Just as the tall timbers stop at the Timberline's edge, so must a Mountain Lion's time stop in the Woodlands Trail program. As the Trailman proceeds on his individual path, he leaves the Woodlands Trail and embarks on a new trail of exploration and experiences. The Trailman leaves with many good wishes and prayers that he will continue to Walk Worthy with the God that created him, loves him, and guides him.

Manhood Principles

There are four Manhood Principles and requirements for the Timberline Award:

  • To live boldly and avoid being passive
  • To live responsibly
  • To lead courageously
  • To live for the greater rewards of God

The requirements for this award are as follows:

  • To show that you are living boldly and are avoiding being passive, the Trailman will have earned his Mountain Lion Forest Badge and invited a friend that is not currently a registered member to a Woodlands Trail meeting, outing or activity. In addition, the Trailman will have attended an overnight campout with the Troop during his Mountain Lion year(s).
  • To show that you are living responsibly, you have kept a written record of chores that are completed at home that has been signed off by a parent or guardian. You are also completing assignments at school on time and doing your best to achieve the A/B honor roll.
  • To show that you are leading courageously, you have planned a service project in your community and enlisting help from your fellow Trailmen to complete it. Your service project helped to make your community cleaner, better, safer or fulfilled a need. The total combined hours spent by all who helped with the service project should total no less than twenty (20) hours.
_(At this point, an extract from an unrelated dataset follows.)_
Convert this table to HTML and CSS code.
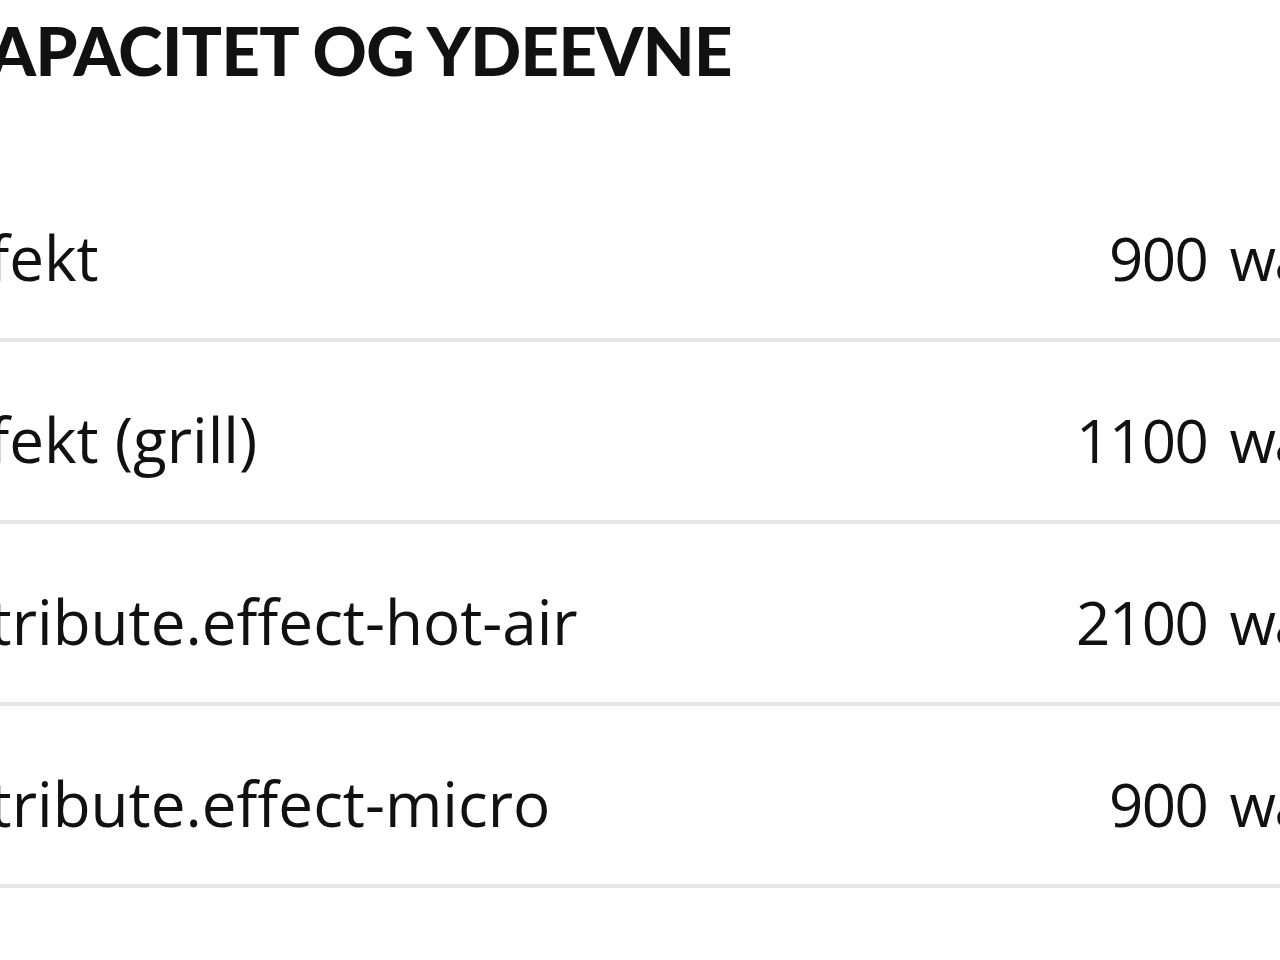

To show that you live for the greater rewards of God, you have done one or both of the following:

  • You are known as someone who always speaks the truth. Your Trail Guide, parent or mentor may ask you a question that is difficult for you to tell the truth because you may have been worried about getting into trouble. You, however, told the truth and showed that you are honest and trustworthy.
  • You have shown Christ-like behavior. You have sacrificed your wants and needs for someone else without wanting to be recognized for it. You have shown that you love others as yourself by your actions.